__AIM OF THE EXERCISE__: All of the lines below are to be transcribed faithfully, with pictures excluded from the copy.

__DATASET EXTRACT__:
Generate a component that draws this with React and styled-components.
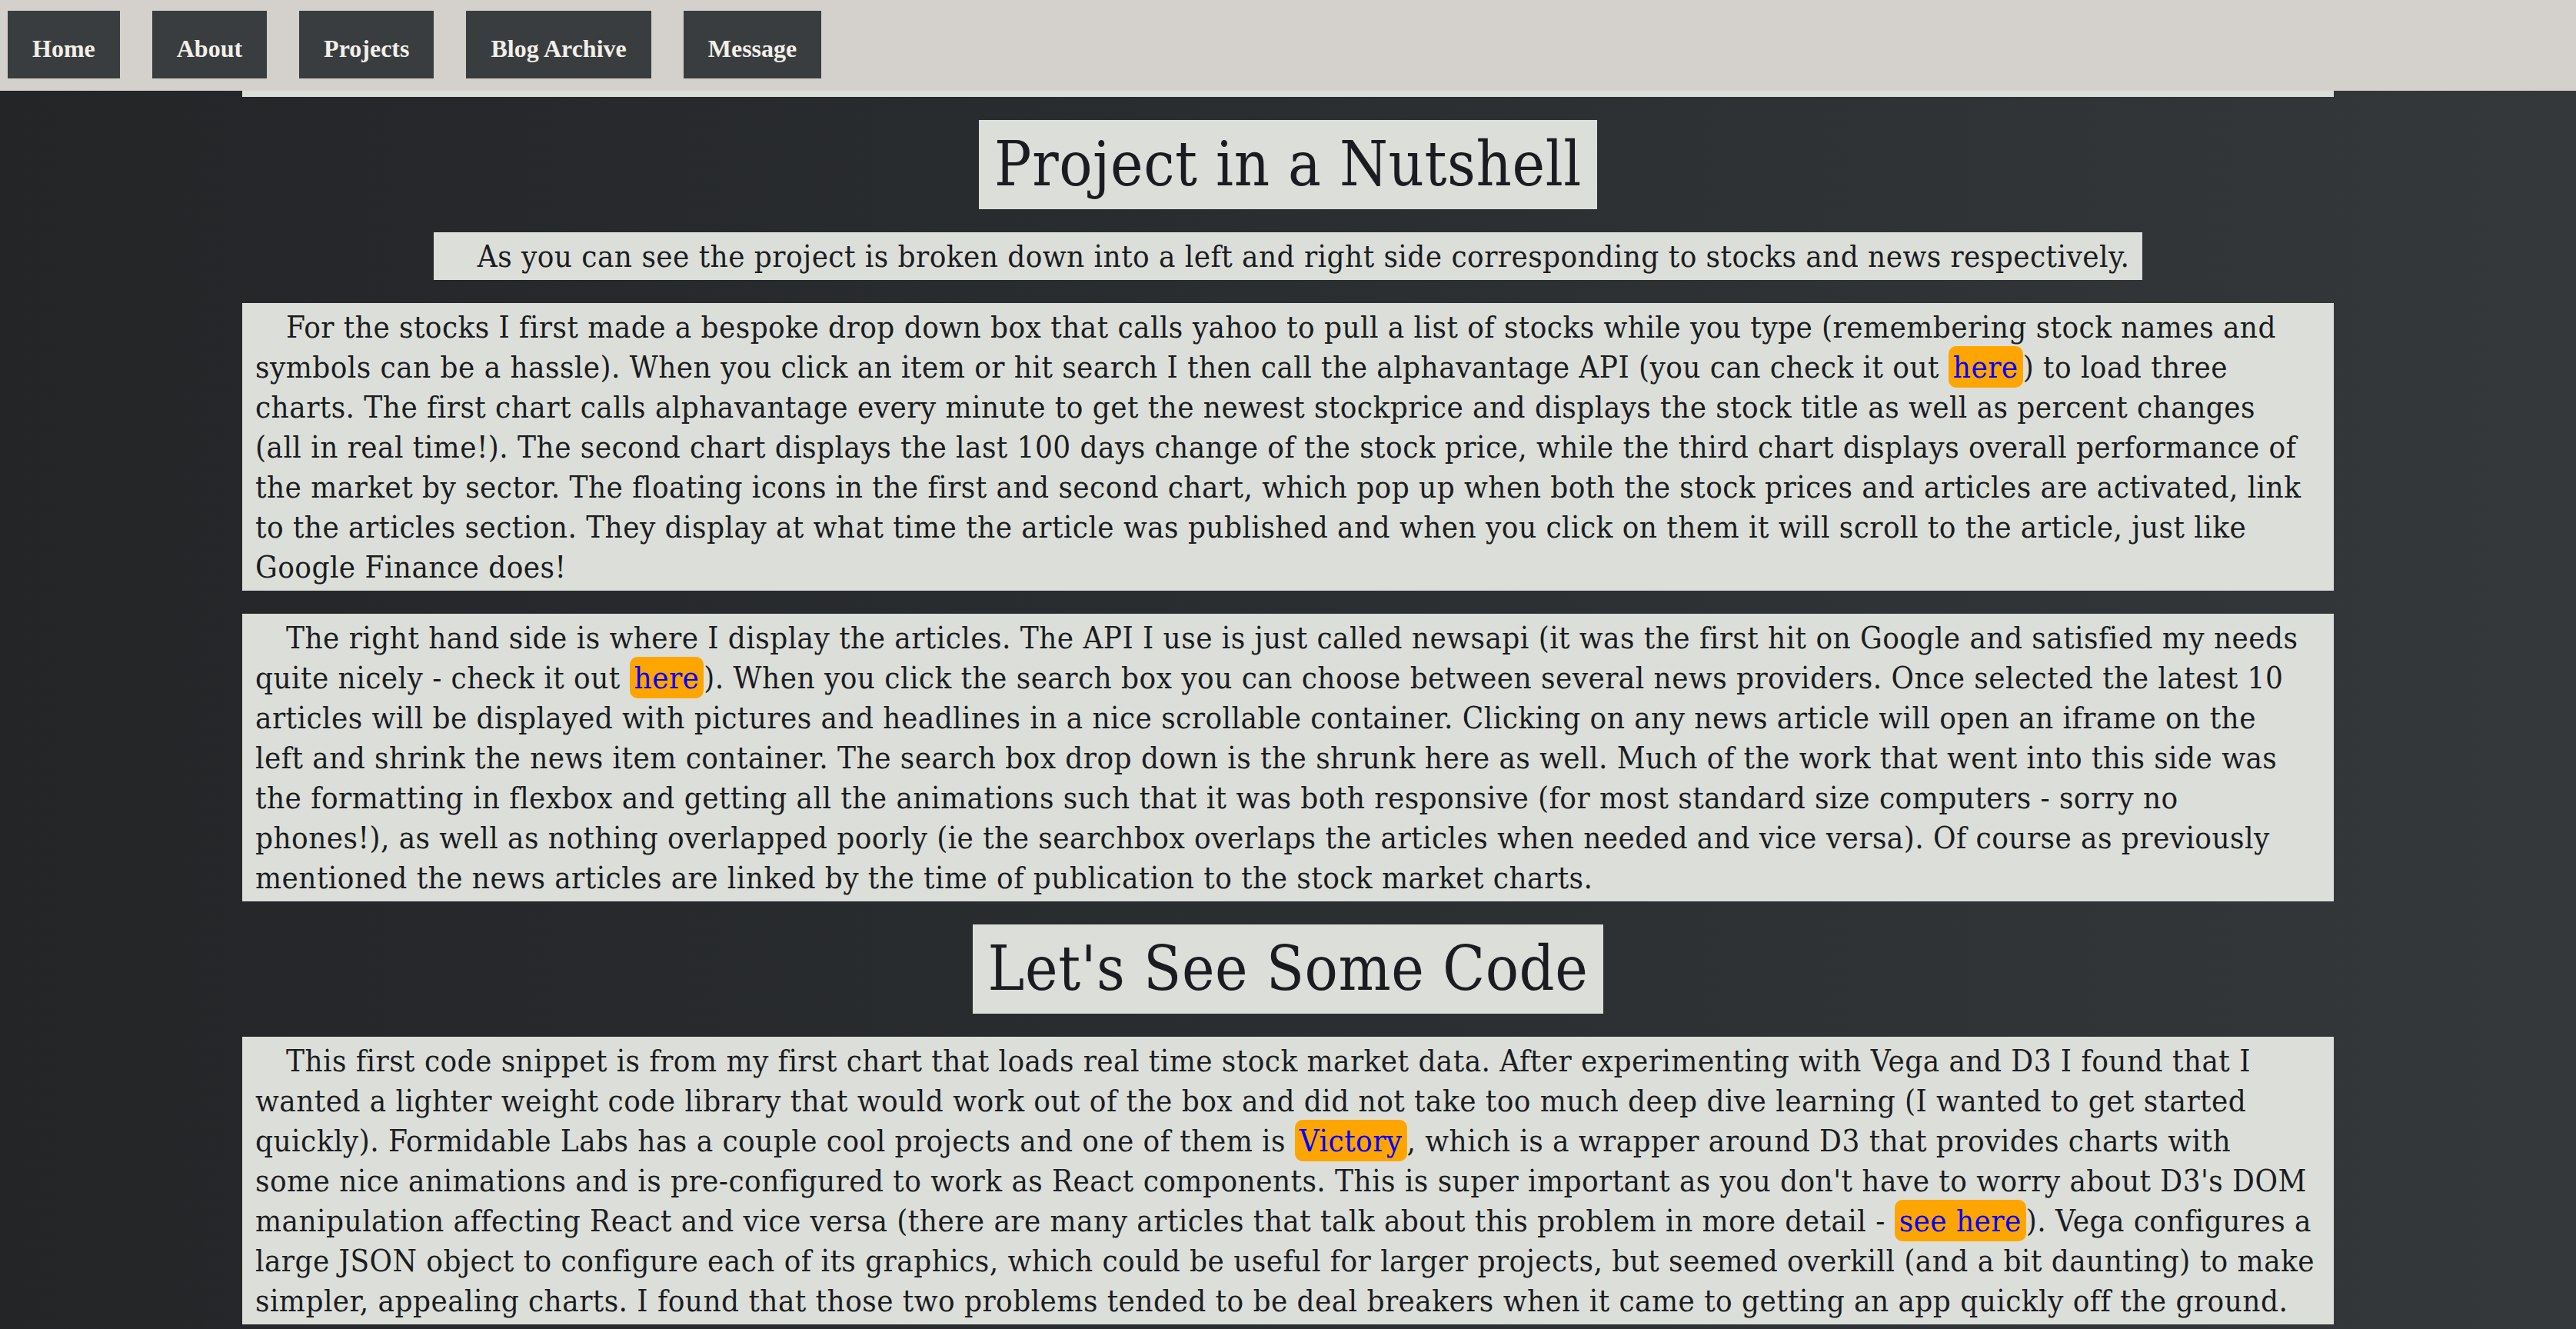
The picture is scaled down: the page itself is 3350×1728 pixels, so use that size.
import React from 'react';
import styled, { createGlobalStyle } from 'styled-components';

const GlobalStyle = createGlobalStyle`
  html, body {
    margin: 0;
    padding: 0;
  }
  body {
    min-height: 100vh;
    background: linear-gradient(to right, #232527 0%, #2a2d30 45%, #35383b 100%);
    font-family: "DejaVu Serif Condensed", "DejaVu Serif", serif;
  }
`;

const NavBar = styled.nav`
  position: fixed;
  top: 0;
  left: 0;
  right: 0;
  height: 118px;
  box-sizing: border-box;
  padding: 14px 10px 0;
  display: flex;
  align-items: flex-start;
  gap: 42px;
  background: #d4d1cc;
  z-index: 10;
`;

const NavButton = styled.a`
  height: 88px;
  box-sizing: border-box;
  padding: 10px 32px 0;
  display: flex;
  align-items: center;
  background: #393d40;
  color: #f2efe8;
  font-family: "Liberation Serif", "Times New Roman", serif;
  font-weight: bold;
  font-size: 32px;
  text-decoration: none;
  white-space: nowrap;
`;

const Main = styled.main`
  width: 2720px;
  margin: 0 auto;
  padding: 26px 0 40px;
  display: flex;
  flex-direction: column;
  align-items: center;
  gap: 30px;
`;

const Shot = styled.div`
  align-self: stretch;
  height: 100px;
  background: #dcdfd9;
`;

const Heading = styled.h1`
  margin: 0;
  padding: 5px 20px;
  background: #dcdfd9;
  color: #1b1c21;
  font-weight: normal;
  font-size: 80px;
  line-height: 106px;
  letter-spacing: 0.6px;
  font-stretch: condensed;
  white-space: nowrap;
`;

const Block = styled.p`
  margin: 0;
  align-self: ${p => (p.$fit ? 'center' : 'stretch')};
  padding: 5px 17px;
  background: #dcdfd9;
  color: #1b1c21;
  font-size: 40px;
  line-height: 52px;
  letter-spacing: 0.45px;
  font-stretch: condensed;
  text-indent: 40px;
  white-space: nowrap;
`;

const Link = styled.a`
  padding: 4px 6px;
  border-radius: 10px;
  background: #ffa500;
  color: #0000ff;
  text-decoration: none;
`;

const Lines = ({ lines }) =>
  lines.map((line, i) => (
    <React.Fragment key={i}>
      {line}
      {i < lines.length - 1 && <br />}
    </React.Fragment>
  ));

const stocks = [
  'For the stocks I first made a bespoke drop down box that calls yahoo to pull a list of stocks while you type (remembering stock names and',
  <>symbols can be a hassle). When you click an item or hit search I then call the alphavantage API (you can check it out <Link href="#">here</Link>) to load three</>,
  'charts. The first chart calls alphavantage every minute to get the newest stockprice and displays the stock title as well as percent changes',
  '(all in real time!). The second chart displays the last 100 days change of the stock price, while the third chart displays overall performance of',
  'the market by sector. The floating icons in the first and second chart, which pop up when both the stock prices and articles are activated, link',
  'to the articles section. They display at what time the article was published and when you click on them it will scroll to the article, just like',
  'Google Finance does!',
];

const news = [
  'The right hand side is where I display the articles. The API I use is just called newsapi (it was the first hit on Google and satisfied my needs',
  <>quite nicely - check it out <Link href="#">here</Link>). When you click the search box you can choose between several news providers. Once selected the latest 10</>,
  'articles will be displayed with pictures and headlines in a nice scrollable container. Clicking on any news article will open an iframe on the',
  'left and shrink the news item container. The search box drop down is the shrunk here as well. Much of the work that went into this side was',
  'the formatting in flexbox and getting all the animations such that it was both responsive (for most standard size computers - sorry no',
  'phones!), as well as nothing overlapped poorly (ie the searchbox overlaps the articles when needed and vice versa). Of course as previously',
  'mentioned the news articles are linked by the time of publication to the stock market charts.',
];

const code = [
  'This first code snippet is from my first chart that loads real time stock market data. After experimenting with Vega and D3 I found that I',
  'wanted a lighter weight code library that would work out of the box and did not take too much deep dive learning (I wanted to get started',
  <>quickly). Formidable Labs has a couple cool projects and one of them is <Link href="#">Victory</Link>, which is a wrapper around D3 that provides charts with</>,
  "some nice animations and is pre-configured to work as React components. This is super important as you don't have to worry about D3's DOM",
  <>manipulation affecting React and vice versa (there are many articles that talk about this problem in more detail - <Link href="#">see here</Link>). Vega configures a</>,
  'large JSON object to configure each of its graphics, which could be useful for larger projects, but seemed overkill (and a bit daunting) to make',
  'simpler, appealing charts. I found that those two problems tended to be deal breakers when it came to getting an app quickly off the ground.',
];

export default function App() {
  return (
    <>
      <GlobalStyle />
      <NavBar>
        {['Home', 'About', 'Projects', 'Blog Archive', 'Message'].map(item => (
          <NavButton key={item} href="#">{item}</NavButton>
        ))}
      </NavBar>
      <Main>
        <Shot />
        <Heading>Project in a Nutshell</Heading>
        <Block $fit>
          As you can see the project is broken down into a left and right side corresponding to stocks and news respectively.
        </Block>
        <Block><Lines lines={stocks} /></Block>
        <Block><Lines lines={news} /></Block>
        <Heading>Let's See Some Code</Heading>
        <Block><Lines lines={code} /></Block>
      </Main>
    </>
  );
}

__SOLVED EXERCISE__:
Generate a component that draws this with React and styled-components.
The picture is scaled down: the page itself is 3350×1728 pixels, so use that size.
import React from 'react';
import styled, { createGlobalStyle } from 'styled-components';

const GlobalStyle = createGlobalStyle`
  html, body {
    margin: 0;
    padding: 0;
  }
  body {
    min-height: 100vh;
    background: linear-gradient(to right, #232527 0%, #2a2d30 45%, #35383b 100%);
    font-family: "DejaVu Serif Condensed", "DejaVu Serif", serif;
  }
`;

const NavBar = styled.nav`
  position: fixed;
  top: 0;
  left: 0;
  right: 0;
  height: 118px;
  box-sizing: border-box;
  padding: 14px 10px 0;
  display: flex;
  align-items: flex-start;
  gap: 42px;
  background: #d4d1cc;
  z-index: 10;
`;

const NavButton = styled.a`
  height: 88px;
  box-sizing: border-box;
  padding: 10px 32px 0;
  display: flex;
  align-items: center;
  background: #393d40;
  color: #f2efe8;
  font-family: "Liberation Serif", "Times New Roman", serif;
  font-weight: bold;
  font-size: 32px;
  text-decoration: none;
  white-space: nowrap;
`;

const Main = styled.main`
  width: 2720px;
  margin: 0 auto;
  padding: 26px 0 40px;
  display: flex;
  flex-direction: column;
  align-items: center;
  gap: 30px;
`;

const Shot = styled.div`
  align-self: stretch;
  height: 100px;
  background: #dcdfd9;
`;

const Heading = styled.h1`
  margin: 0;
  padding: 5px 20px;
  background: #dcdfd9;
  color: #1b1c21;
  font-weight: normal;
  font-size: 80px;
  line-height: 106px;
  letter-spacing: 0.6px;
  font-stretch: condensed;
  white-space: nowrap;
`;

const Block = styled.p`
  margin: 0;
  align-self: ${p => (p.$fit ? 'center' : 'stretch')};
  padding: 5px 17px;
  background: #dcdfd9;
  color: #1b1c21;
  font-size: 40px;
  line-height: 52px;
  letter-spacing: 0.45px;
  font-stretch: condensed;
  text-indent: 40px;
  white-space: nowrap;
`;

const Link = styled.a`
  padding: 4px 6px;
  border-radius: 10px;
  background: #ffa500;
  color: #0000ff;
  text-decoration: none;
`;

const Lines = ({ lines }) =>
  lines.map((line, i) => (
    <React.Fragment key={i}>
      {line}
      {i < lines.length - 1 && <br />}
    </React.Fragment>
  ));

const stocks = [
  'For the stocks I first made a bespoke drop down box that calls yahoo to pull a list of stocks while you type (remembering stock names and',
  <>symbols can be a hassle). When you click an item or hit search I then call the alphavantage API (you can check it out <Link href="#">here</Link>) to load three</>,
  'charts. The first chart calls alphavantage every minute to get the newest stockprice and displays the stock title as well as percent changes',
  '(all in real time!). The second chart displays the last 100 days change of the stock price, while the third chart displays overall performance of',
  'the market by sector. The floating icons in the first and second chart, which pop up when both the stock prices and articles are activated, link',
  'to the articles section. They display at what time the article was published and when you click on them it will scroll to the article, just like',
  'Google Finance does!',
];

const news = [
  'The right hand side is where I display the articles. The API I use is just called newsapi (it was the first hit on Google and satisfied my needs',
  <>quite nicely - check it out <Link href="#">here</Link>). When you click the search box you can choose between several news providers. Once selected the latest 10</>,
  'articles will be displayed with pictures and headlines in a nice scrollable container. Clicking on any news article will open an iframe on the',
  'left and shrink the news item container. The search box drop down is the shrunk here as well. Much of the work that went into this side was',
  'the formatting in flexbox and getting all the animations such that it was both responsive (for most standard size computers - sorry no',
  'phones!), as well as nothing overlapped poorly (ie the searchbox overlaps the articles when needed and vice versa). Of course as previously',
  'mentioned the news articles are linked by the time of publication to the stock market charts.',
];

const code = [
  'This first code snippet is from my first chart that loads real time stock market data. After experimenting with Vega and D3 I found that I',
  'wanted a lighter weight code library that would work out of the box and did not take too much deep dive learning (I wanted to get started',
  <>quickly). Formidable Labs has a couple cool projects and one of them is <Link href="#">Victory</Link>, which is a wrapper around D3 that provides charts with</>,
  "some nice animations and is pre-configured to work as React components. This is super important as you don't have to worry about D3's DOM",
  <>manipulation affecting React and vice versa (there are many articles that talk about this problem in more detail - <Link href="#">see here</Link>). Vega configures a</>,
  'large JSON object to configure each of its graphics, which could be useful for larger projects, but seemed overkill (and a bit daunting) to make',
  'simpler, appealing charts. I found that those two problems tended to be deal breakers when it came to getting an app quickly off the ground.',
];

export default function App() {
  return (
    <>
      <GlobalStyle />
      <NavBar>
        {['Home', 'About', 'Projects', 'Blog Archive', 'Message'].map(item => (
          <NavButton key={item} href="#">{item}</NavButton>
        ))}
      </NavBar>
      <Main>
        <Shot />
        <Heading>Project in a Nutshell</Heading>
        <Block $fit>
          As you can see the project is broken down into a left and right side corresponding to stocks and news respectively.
        </Block>
        <Block><Lines lines={stocks} /></Block>
        <Block><Lines lines={news} /></Block>
        <Heading>Let's See Some Code</Heading>
        <Block><Lines lines={code} /></Block>
      </Main>
    </>
  );
}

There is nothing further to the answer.